Monday, September 3, 2007
ridin dirty
Despite what outwardly may seem like chaos in a metropolis of sixteen million, the city of Cairo actually seems to function extraordinarily efficiently. The traffic is often bumper to bumper (which takes on a whole new meaning here) during rush hour which is between the hours of 12:00 noon and and about 10:00 p.m. However the taxis charge a very fair price, never more than 4 dollars, allowing those without substantial means to travel around the city easily at any time of day. The taxis themselves allow their passengers an outlet to vent, as we haggle the price for any trip, flying into minor rages over their gall to charge us 50 cents to a dollar too much. The taxi drivers are able to, in turn, release their rage on passing drivers as they swerve around them knocking into them just enough to inform them of whose right of way it really was. A little game of bumper cars. On more than one occasion I have been reminded of the ability cars have in the Harry Potter books to squeeze in between small spaces using magic. I swear that on at least one occasion I saw a normal sized taxi squeeze in between two cars that can't have had an inch over 2 feet between them. They just seem to push aside objects that are in their way, whether they're other cars, lampposts or pedestrians. Despite this, I have yet to witness any serious accidents nor hear of them from any third party.
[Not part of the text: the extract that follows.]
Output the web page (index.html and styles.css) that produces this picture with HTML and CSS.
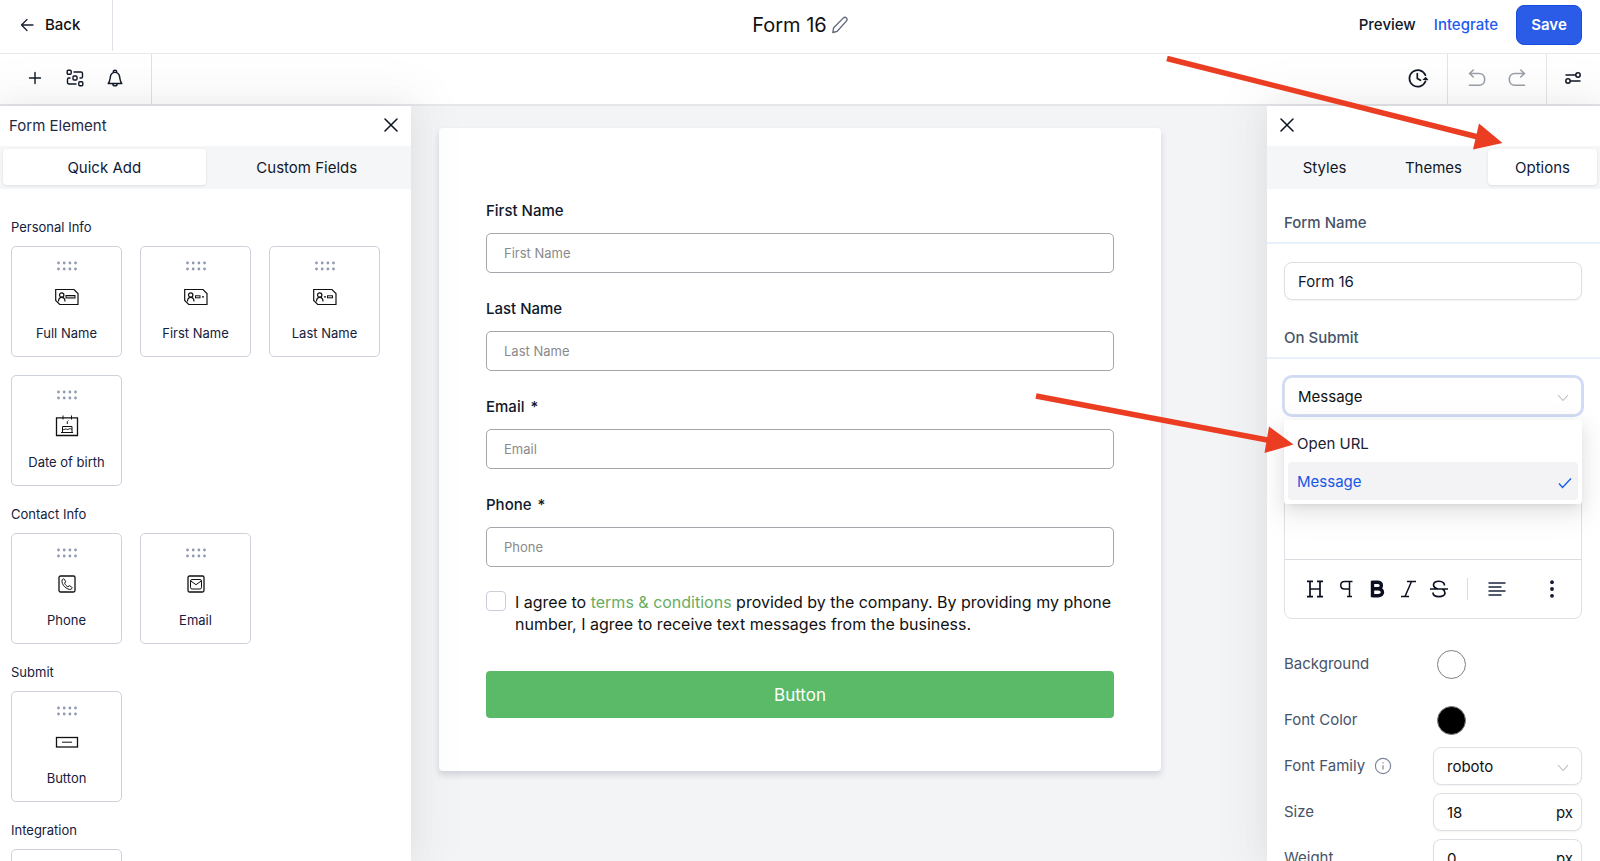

Additionally there is one noise distinctly missing from the din: sirens. I have not seen one ambulance, one firetruck or one actual police car. There are men with guns everywhere you look, but no actual police cars. This leads me to believe that Cairo has no crime, no accidents and no fires; perhaps by allowing everyone the outlet of screaming all day long and smashing cars up at night they have eradicated the kind of pent up anger that leads to disaster? The West should investigate.